Resource functions return classed objects with the same convenient print(), summary(), plot() and as.data.frame() methods as the consumer rate functions, so e.g. plot(NResource(sim)) just works.
New getFluxGradient() function returns the flux divergence that appears as the transport term in the mizer size-spectrum equation.
summary() of a MizerSim now reports the fishing effort actually used during the run, not the model’s initial_effort.
A new vignette explains how mizer calculates its default parameter values (#189).
Bug fixes
project() was advancing extra ecosystem components only once per saved time step instead of once per dt.
getRDI(), getRDD() and getFlux() on a MizerSim now use the simulated time-varying effort rather than the initial effort (#370).
plotCDF() / plotlyCDF() place each cumulative value correctly on its bin’s upper edge instead of its lower edge.
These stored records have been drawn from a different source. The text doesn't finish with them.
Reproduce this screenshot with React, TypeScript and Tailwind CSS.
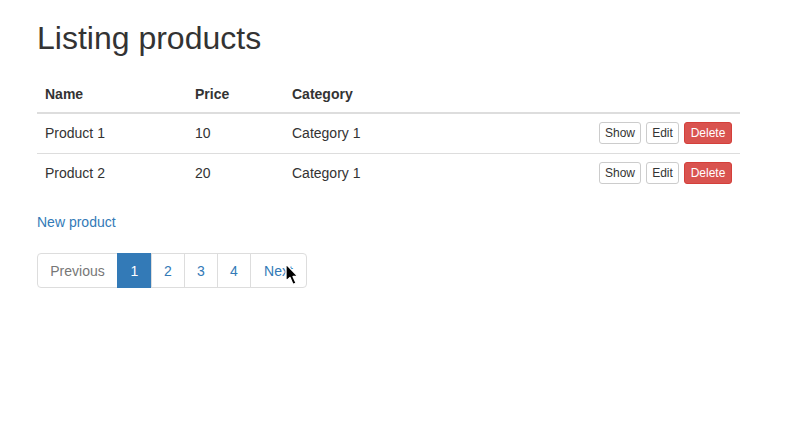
const products = [
  { name: 'Product 1', price: 10, category: 'Category 1' },
  { name: 'Product 2', price: 20, category: 'Category 1' },
];

const pages = ['1', '2', '3', '4'];

function Cursor() {
  return (
    <svg
      className="absolute left-[285px] top-[263px] w-[16px] h-[24px]"
      viewBox="0 0 16 24"
    >
      <path
        d="M1 1 L1 18 L5 14.5 L8 21.5 L11 20 L8 13.5 L13 13.5 Z"
        fill="#000"
        stroke="#fff"
        strokeWidth={1.3}
        strokeLinejoin="round"
      />
    </svg>
  );
}

export default function App() {
  return (
    <div className="relative min-h-[425px] bg-white text-[14px] leading-[20px] text-[#333] font-['Liberation_Sans',Arial,sans-serif]">
      <div className="pl-[37px] pr-[60px] pt-[21px]">
        <h1 className="text-[32px] leading-[35px] font-medium mb-[20px]">Listing products</h1>

        {/* Table */}
        <table className="w-[703px] border-collapse mb-[19px]">
          <thead>
            <tr className="border-b-2 border-[#ddd]">
              <th className="w-[150px] p-[8px] text-left font-bold">Name</th>
              <th className="w-[97px] p-[8px] text-left font-bold">Price</th>
              <th className="p-[8px] text-left font-bold">Category</th>
              <th className="p-[8px]"></th>
            </tr>
          </thead>
          <tbody>
            {products.map((p) => (
              <tr key={p.name} className="border-t border-[#ddd] h-[40px] first:border-t-0">
                <td className="px-[8px] py-[8px]">{p.name}</td>
                <td className="px-[8px] py-[8px]">{p.price}</td>
                <td className="px-[8px] py-[8px]">{p.category}</td>
                <td className="px-[8px] py-[8px]">
                  <div className="flex justify-end gap-[5px] text-[12px] leading-[18px]">
                    <button className="w-[42px] py-[1px] border border-[#ccc] rounded-[3px] bg-white text-[#333]">
                      Show
                    </button>
                    <button className="w-[33px] py-[1px] border border-[#ccc] rounded-[3px] bg-white text-[#333]">
                      Edit
                    </button>
                    <button className="w-[48px] py-[1px] border border-[#d43f3a] rounded-[3px] bg-[#d9534f] text-white">
                      Delete
                    </button>
                  </div>
                </td>
              </tr>
            ))}
          </tbody>
        </table>

        <a href="#" className="text-[#337ab7]">New product</a>

        {/* Pagination */}
        <nav className="mt-[21px] flex h-[35px]">
          <span className="w-[81px] flex items-center justify-center border border-[#ddd] rounded-l-[4px] text-[#777] bg-white">
            Previous
          </span>
          {pages.map((n) => (
            <span
              key={n}
              className={
                n === '1'
                  ? 'w-[35px] flex items-center justify-center -ml-px border border-[#337ab7] bg-[#337ab7] text-white'
                  : 'w-[34px] flex items-center justify-center -ml-px border border-[#ddd] bg-white text-[#337ab7]'
              }
            >
              {n}
            </span>
          ))}
          <span className="w-[57px] flex items-center justify-center -ml-px border border-[#ddd] rounded-r-[4px] text-[#337ab7] bg-white">
            Next
          </span>
        </nav>
      </div>

      <Cursor />
    </div>
  );
}
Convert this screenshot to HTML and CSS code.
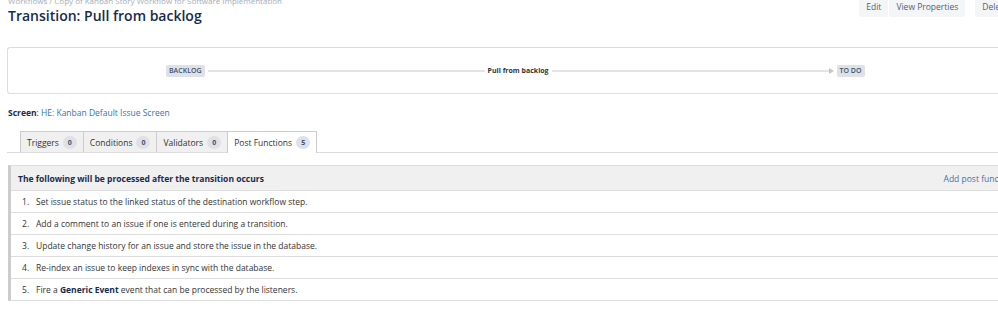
FILE: index.html
```html
<!DOCTYPE html>
<html lang="en">
<head>
    <meta charset="UTF-8">
    <title>Transition: Pull from backlog</title>
    <link rel="stylesheet" href="styles.css">
</head>
<body>

<div class="page-header">
    <div class="header-main">
        <div class="breadcrumbs">Workflows / Copy of Kanban Story Workflow for Software Implementation</div>
        <h1>Transition: Pull from backlog</h1>
    </div>
    <div class="header-actions">
        <a class="btn" href="#">Edit</a>
        <a class="btn" href="#">View Properties</a>
        <a class="btn btn-gap" href="#">Delete</a>
    </div>
</div>

<div class="diagram">
    <span class="status">BACKLOG</span>
    <span class="line"></span>
    <span class="transition-name">Pull from backlog</span>
    <span class="line"></span>
    <span class="arrow"></span>
    <span class="status">TO DO</span>
</div>

<p class="screen"><strong>Screen</strong>: <a href="#">HE: Kanban Default Issue Screen</a></p>

<div class="tabs">
    <a class="tab" href="#">Triggers <span class="badge">0</span></a>
    <a class="tab" href="#">Conditions <span class="badge">0</span></a>
    <a class="tab" href="#">Validators <span class="badge">0</span></a>
    <a class="tab active" href="#">Post Functions <span class="badge">5</span></a>
</div>

<div class="functions">
    <div class="functions-head">
        <strong>The following will be processed after the transition occurs</strong>
        <a href="#">Add post function</a>
    </div>
    <ol class="function-list">
        <li>Set issue status to the linked status of the destination workflow step.</li>
        <li>Add a comment to an issue if one is entered during a transition.</li>
        <li>Update change history for an issue and store the issue in the database.</li>
        <li>Re-index an issue to keep indexes in sync with the database.</li>
        <li>Fire a <strong>Generic Event</strong> event that can be processed by the listeners.</li>
    </ol>
</div>

</body>
</html>
```

FILE: styles.css
```css
body {
    margin: 0;
    padding: 0 0 0 8px;
    font-family: "Open Sans", Arial, sans-serif;
    font-size: 8.5px;
    color: #333;
    overflow: hidden;
    width: 1007px;
}
a {
    color: #3b73af;
    text-decoration: none;
}
.page-header {
    display: flex;
    justify-content: space-between;
    margin-top: -5px;
}
.breadcrumbs {
    color: #a5adba;
    font-size: 8px;
    line-height: 11px;
    white-space: nowrap;
}
h1 {
    margin: 0;
    font-size: 14px;
    font-weight: 600;
    color: #172b4d;
    line-height: 20px;
}
.header-actions {
    display: flex;
    align-items: flex-start;
    gap: 1px;
    padding-top: 2px;
}
.btn {
    background-color: #f4f5f7;
    color: #505f79;
    padding: 4px 7px;
    line-height: 12px;
    border-radius: 2px;
}
.btn-gap {
    margin-left: 9px;
}
.diagram {
    margin-top: 21px;
    display: flex;
    align-items: center;
    height: 45px;
    border: 1px solid #ddd;
    border-right: none;
    border-radius: 3px 0 0 3px;
    padding-left: 158px;
    margin-left: -1px;
}
.status {
    background-color: #dfe1e6;
    color: #42526e;
    font-size: 7px;
    font-weight: 600;
    padding: 1px 3px;
    line-height: 10px;
    border-radius: 2px;
}
.line {
    width: 277px;
    height: 2px;
    background-color: #e4e4e4;
    margin: 0 3px;
}
.transition-name {
    font-size: 7px;
    font-weight: 700;
    color: #333;
}
.arrow {
    width: 0;
    height: 0;
    border-top: 3px solid transparent;
    border-bottom: 3px solid transparent;
    border-left: 5px solid #c1c7d0;
    margin: 0 3px 0 -3px;
}
.screen {
    margin: 13px 0 0;
    line-height: 12px;
    color: #172b4d;
}
.tabs {
    display: flex;
    margin-top: 12px;
    padding-left: 13px;
    border-bottom: 1px solid #ddd;
    margin-left: -1px;
}
.tab {
    display: flex;
    align-items: center;
    gap: 4px;
    height: 20px;
    padding: 0 6px;
    background-color: #f0f0f0;
    border: 1px solid #ccc;
    border-right: none;
    border-bottom: none;
    color: #333;
    margin-bottom: -1px;
}
.tab.active {
    background-color: #fff;
    border-right: 1px solid #ccc;
    height: 21px;
}
.badge {
    background-color: #dfe1e6;
    border-radius: 7px;
    font-size: 7px;
    font-weight: 700;
    line-height: 13px;
    padding: 0 5px;
    color: #42526e;
}
.functions {
    margin-top: 12px;
    border: 1px solid #ddd;
    border-left: 3px solid #ccc;
    border-right: none;
}
.functions-head {
    display: flex;
    justify-content: space-between;
    align-items: center;
    height: 24px;
    background-color: #f0f0f0;
    padding: 0 1px 0 7px;
    border-bottom: 1px solid #ddd;
    color: #172b4d;
}
.function-list {
    margin: 0;
    padding: 0;
    list-style: none;
    counter-reset: step;
}
.function-list li {
    counter-increment: step;
    height: 21px;
    line-height: 21px;
    padding-left: 11px;
    border-bottom: 1px solid #ddd;
    color: #333;
}
.function-list li:last-child {
    border-bottom: none;
}
.function-list li::before {
    content: counter(step) ".";
    display: inline-block;
    width: 14px;
}
.function-list strong {
    color: #172b4d;
}
```
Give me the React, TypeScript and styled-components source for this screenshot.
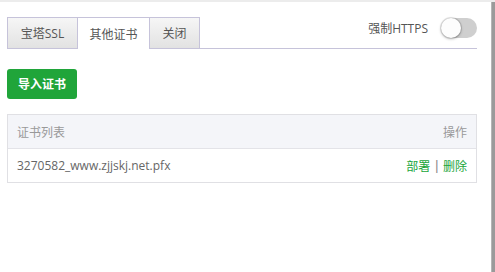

distanceMaxRelRDI() now returns Inf instead of NaN when a previous RDI is zero, so projectToSteady() no longer mistakes a NaN distance for convergence.
Install the new version from CRAN (or GitHub for the development version) as usual. Models and simulations saved with older versions are upgraded automatically the first time they are validated, so there is nothing extra to do. As always, the full list of changes is in the NEWS file.